For the purposes of my script, I used Module::Pluggable. Its API is fairly simple and straightforward:
package Foo;
use v5.40;
use Moose;
use Module::Pluggable require => 1;
has 'attribute' => (
is => 'ro',
isa => 'Str',
);
has 'type' => (
is => 'ro',
isa => 'Str',
required => 1,
);
sub handles_type {
return 0;
}
sub create {
my $class = shift;
my %data = @_;
foreach my $impl($class->plugins) {
if($impl->can("handles_type") && $impl->handles_type($data{type})) {
return $impl->new(%data);
}
}
die "could not find a plugin for type " . $data{type};
}
sub say_something {
my $self = shift;
say "Hello there, I am a " . $self->type;
}
The new concept here is the plugins
class method, which is added by
Module::Pluggable
, and which searches perl's library paths for all
modules that are in our namespace. The namespace is configurable, but by
default it is the name of our module; so in the above example, if there
were a package "Foo::Bar" which
- has a subroutine
handles_type
- that returns a truthy value when passed the value of the
type
key in a hash that is passed to thecreate
subroutine, - then the
create
subroutine creates a new object with the passed key/value pairs used as attribute initializers.
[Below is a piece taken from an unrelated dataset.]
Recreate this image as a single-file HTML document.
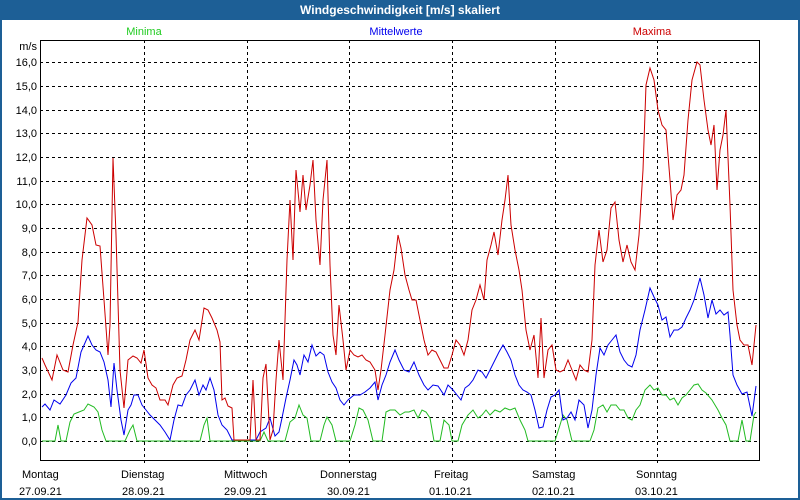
<!DOCTYPE html>
<html><head><meta charset="utf-8"><style>
html,body{margin:0;padding:0;width:800px;height:500px;overflow:hidden;background:#fff}
svg{display:block;font-family:"Liberation Sans",sans-serif}
</style></head><body>
<svg width="800" height="500" xmlns="http://www.w3.org/2000/svg">
<rect x="0" y="0" width="800" height="500" fill="#1d5f96"/>
<rect x="2" y="20" width="796" height="478" fill="#fff"/>
<text x="400" y="14" fill="#fff" font-size="12" font-weight="bold" text-anchor="middle">Windgeschwindigkeit [m/s] skaliert</text>
<text x="144" y="35" fill="#22cc22" font-size="11" text-anchor="middle">Minima</text>
<text x="396" y="35" fill="#0000ee" font-size="11" text-anchor="middle">Mittelwerte</text>
<text x="652" y="35" fill="#cc0000" font-size="11" text-anchor="middle">Maxima</text>
<g stroke="#000" stroke-dasharray="3,3" stroke-width="1">
<line x1="40" x2="760" y1="62.5" y2="62.5"/><line x1="40" x2="760" y1="86.5" y2="86.5"/><line x1="40" x2="760" y1="110.5" y2="110.5"/><line x1="40" x2="760" y1="133.5" y2="133.5"/><line x1="40" x2="760" y1="157.5" y2="157.5"/><line x1="40" x2="760" y1="181.5" y2="181.5"/><line x1="40" x2="760" y1="204.5" y2="204.5"/><line x1="40" x2="760" y1="228.5" y2="228.5"/><line x1="40" x2="760" y1="252.5" y2="252.5"/><line x1="40" x2="760" y1="275.5" y2="275.5"/><line x1="40" x2="760" y1="299.5" y2="299.5"/><line x1="40" x2="760" y1="323.5" y2="323.5"/><line x1="40" x2="760" y1="346.5" y2="346.5"/><line x1="40" x2="760" y1="370.5" y2="370.5"/><line x1="40" x2="760" y1="394.5" y2="394.5"/><line x1="40" x2="760" y1="417.5" y2="417.5"/><line x1="40" x2="760" y1="441.5" y2="441.5"/>
<line x1="144.5" x2="144.5" y1="40" y2="466"/><line x1="247.5" x2="247.5" y1="40" y2="466"/><line x1="349.5" x2="349.5" y1="40" y2="466"/><line x1="452.5" x2="452.5" y1="40" y2="466"/><line x1="555.5" x2="555.5" y1="40" y2="466"/><line x1="657.5" x2="657.5" y1="40" y2="466"/>
</g>
<rect x="40.5" y="40.5" width="719" height="420" fill="none" stroke="#000"/>
<g font-size="11" fill="#000" text-anchor="end">
<text x="37" y="50">m/s</text>
<text x="37" y="66">16,0</text><text x="37" y="90">15,0</text><text x="37" y="114">14,0</text><text x="37" y="137">13,0</text><text x="37" y="161">12,0</text><text x="37" y="185">11,0</text><text x="37" y="208">10,0</text><text x="37" y="232">9,0</text><text x="37" y="256">8,0</text><text x="37" y="279">7,0</text><text x="37" y="303">6,0</text><text x="37" y="327">5,0</text><text x="37" y="350">4,0</text><text x="37" y="374">3,0</text><text x="37" y="398">2,0</text><text x="37" y="421">1,0</text><text x="37" y="445">0,0</text>
</g>
<g font-size="11" fill="#000">
<text x="22" y="478">Montag</text><text x="19" y="495">27.09.21</text>
<text x="121" y="478">Dienstag</text><text x="122" y="495">28.09.21</text>
<text x="224" y="478">Mittwoch</text><text x="224" y="495">29.09.21</text>
<text x="320" y="478">Donnerstag</text><text x="327" y="495">30.09.21</text>
<text x="434" y="478">Freitag</text><text x="429" y="495">01.10.21</text>
<text x="532" y="478">Samstag</text><text x="532" y="495">02.10.21</text>
<text x="636" y="478">Sonntag</text><text x="635" y="495">03.10.21</text>
</g>
<polyline fill="none" stroke="#22bb22" stroke-width="1" points="42,441 55,441 58,425 61,441 66,441 70,422 74,414 79,412 84,410 88,404 94,407 98,412 102,430 106,441 125,441 130,430 133,425 137,441 200,441 204,425 207,418 210,441 260,441 264,432 268,441 285,441 290,422 295,418 299,405 303,415 307,418 311,441 320,441 324,425 327,417 332,425 336,441 350,441 355,425 359,408 363,410 368,420 373,441 382,441 386,412 390,410 395,410 400,415 405,412 409,412 414,410 418,418 422,410 426,412 430,418 434,441 440,441 444,420 449,425 452,441 458,441 462,425 468,415 473,410 478,418 482,415 486,410 490,415 495,410 500,412 505,408 510,410 515,408 520,420 525,430 528,441 555,441 560,425 563,415 567,420 572,441 590,441 594,430 598,408 603,405 607,412 611,405 616,405 620,410 624,410 628,418 632,420 636,410 640,405 645,390 650,385 654,390 658,388 662,395 666,395 670,400 674,398 678,405 682,398 686,395 690,390 694,385 698,384 702,390 706,393 712,400 718,410 722,418 726,425 730,441 738,441 742,420 746,441 750,441 754,415 756,412"/>
<polyline fill="none" stroke="#0000ee" stroke-width="1" points="42,407 45,404 50,410 54,400 60,404 66,395 71,383 76,378 81,352 88,336 92,345 96,350 100,352 104,362 108,380 111,407 114,363 117,390 121,420 124,435 128,410 131,405 134,395 138,395 142,405 146,410 150,415 155,420 160,425 165,432 170,440 174,420 178,405 182,406 186,395 190,390 195,380 199,395 203,385 206,390 210,378 214,390 218,415 222,425 227,430 232,440 256,440 260,432 266,428 270,418 275,436 279,432 282,418 286,398 290,380 294,360 297,365 300,375 304,355 308,362 312,345 316,356 320,352 324,355 328,372 332,382 336,388 340,400 344,405 348,400 354,395 360,395 365,392 370,388 375,382 378,400 382,385 386,375 390,362 395,350 399,360 404,370 409,372 414,362 419,375 424,385 428,390 433,385 438,386 444,395 448,385 453,390 457,395 461,400 465,388 469,385 473,380 478,370 482,372 486,378 490,370 495,360 499,352 503,345 507,352 511,360 515,375 519,385 523,390 527,392 531,395 535,410 539,428 543,427 547,410 551,397 555,395 559,390 563,420 567,418 571,412 575,420 579,400 584,405 588,428 592,410 596,375 600,348 604,355 608,345 612,340 616,335 620,352 624,360 628,365 632,367 636,355 640,330 645,310 650,288 654,297 658,305 662,320 666,317 670,337 674,330 678,330 682,327 686,318 690,310 694,300 700,278 704,295 708,318 712,300 716,314 720,310 724,315 728,312 730,335 733,375 737,385 742,394 747,392 752,416 756,386"/>
<polyline fill="none" stroke="#cc0000" stroke-width="1" points="42,358 45,365 52,380 57,355 63,370 68,372 73,345 78,322 82,260 87,218 92,225 96,245 100,246 104,300 108,355 110,325 113,158 116,235 120,370 124,408 128,360 133,356 137,358 141,363 144,350 148,378 152,385 156,388 160,400 165,400 168,405 173,385 177,378 182,376 186,360 190,340 195,330 199,340 204,308 208,310 212,318 217,330 220,342 222,400 225,398 228,406 232,408 234,440 250,440 253,380 256,440 260,440 263,378 266,364 270,440 273,430 276,380 279,340 283,380 287,260 290,200 293,260 296,170 300,212 303,175 306,210 310,185 313,160 316,220 320,265 323,200 327,160 330,265 333,335 336,355 339,305 343,340 346,370 350,350 354,355 358,357 362,355 366,360 370,362 375,370 378,390 381,370 385,335 390,290 394,270 398,235 401,248 405,275 409,290 412,300 416,300 420,320 424,340 428,355 432,350 436,352 440,360 444,368 448,368 452,355 456,340 460,345 464,355 468,340 472,310 476,300 480,285 484,300 487,260 491,245 494,232 498,255 502,220 505,200 508,175 511,225 515,250 519,270 522,290 526,330 530,350 534,335 538,378 541,318 544,378 548,350 552,345 556,370 560,372 564,370 568,360 572,370 576,380 580,365 584,370 588,372 592,340 595,265 599,230 603,262 607,250 611,208 615,202 619,240 623,262 627,245 631,262 635,270 639,235 643,170 646,85 650,68 654,80 658,110 662,125 666,130 670,180 673,220 677,195 681,190 684,175 688,120 692,80 697,62 700,65 704,100 708,130 711,145 714,125 717,190 720,150 723,135 726,110 730,205 733,290 737,325 740,340 744,345 748,345 752,365 756,325"/>
</svg>
</body></html>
Let's implement a Foo::Bar
package:
package Foo::Bar;
use v5.40;
use Moose;
extends 'Foo';
has 'type' => (
is => 'ro',
isa => 'Str',
required => 1,
);
has 'serves_drinks' => (
is => 'ro',
isa => 'Bool',
default => 0,
);
sub handles_type {
my $class = shift;
my $type = shift;
return $type eq "bar";
}
sub say_something {
my $self = shift;
$self->SUPER::say_something;
say "I serve drinks!" if $self->serves_drinks;
}
We can now indirectly use the Foo::Bar
package in our script:
use v5.40;
use Foo;
my $obj = Foo->create(type => bar, serves_drinks => 1);
$obj->say_something;
output:
Hello there, I am a bar.
I serve drinks!
Okay, now you understand all the bits and pieces that are needed to understand how I created the DSL engine. On to...
Putting it all together
We're actually quite close already. The create
factory method in the
last version of our Foo
package allows us to decide at run time which
module to instantiate an object of, and to load that module at run time.
We can use coercion and list flattening to turn a reference to a hash
into an object of the correct type.
We haven't looked yet at how to turn a JSON data structure into a hash, but that bit is actually ridiculously trivial:
use JSON::MaybeXS;
my $data = decode_json($json_string);
Tada, now $data is a reference to a deserialized version of the JSON string: if the JSON string contained an object, $data is a hashref; if the JSON string contained an array, $data is an arrayref, etc.
So, in other words, to create an extensible JSON-based DSL that is implemented by Moose objects, all we need to do is create a system that
- takes hash refs to set arguments
has factory methods to create objects, which
- uses
Module::Pluggable
to find the available object classes, and - uses the
type
attribute to figure out which object class to use to create the object
- uses
uses coercion to convert hash refs into objects using these factory methods
In practice, we could have a JSON file with the following structure:
{
"description": "do stuff",
"actions": [
{
"type": "bar",
"serves_drinks": true,
},
{
"type": "bar",
"serves_drinks": false,
}
]
}
... and then we could have a Moose object definition like this:
package MyDSL;
use v5.40;
use Moose;
use MyCoercions;
has "description" => (
is => 'ro',
isa => 'Str',
);
has 'actions' => (
is => 'ro',
isa => 'ArrayOfFoo'
coerce => 1,
required => 1,
);
sub say_something {
say "Hello there, I am described as " . $self->description . " and I am performing my actions: ";
foreach my $action(@{$self->actions}) {
$action->say_something;
}
}
Now, we can write a script that loads this JSON file and create a new object using the flattened arguments:
use v5.40;
use MyDSL;
use JSON::MaybeXS;
my $input_file_name = shift;
my $args = do {
local $/ = undef;
open my $input_fh, "<", $input_file_name or die "could not open file";
<$input_fh>;
};
$args = decode_json($args);
my $dsl = MyDSL->new(%$args);
$dsl->say_something
Output:
Hello there, I am described as do stuff and I am performing my actions:
Hello there, I am a bar
I am serving drinks!
Hello there, I am a bar
In some more detail, this will:
- Read the JSON file and deserialize it;
- Pass the object keys in the JSON file as arguments to a constructor of
the
MyDSL
class; - The
MyDSL
class then uses those arguments to set its attributes, using Moose coercion to convert the "actions" array of hashes into an array ofFoo::Bar
objects. - Perform the
say_something
method on theMyDSL
object
Once this is written, extending the scheme to also support a "quux" type
simply requires writing a Foo::Quux
class, making sure it has a method
handles_type
that returns a truthy value when called with quux
as
the argument, and installing it into the perl library path. This is
rather easy to do.
It can even be extended deeper, too; if the quux
type requires a list
of arguments rather than just a single argument, it could itself also
have an array attribute with relevant coercions. These coercions could
then be used to convert the list of arguments into an array of objects
of the correct type, using the same schema as above.
The actual DSL is of course somewhat more complex, and also actually does something useful, in contrast to the DSL that we define here which just says things.
Creating an object that actually performs some action when required is left as an exercise to the reader.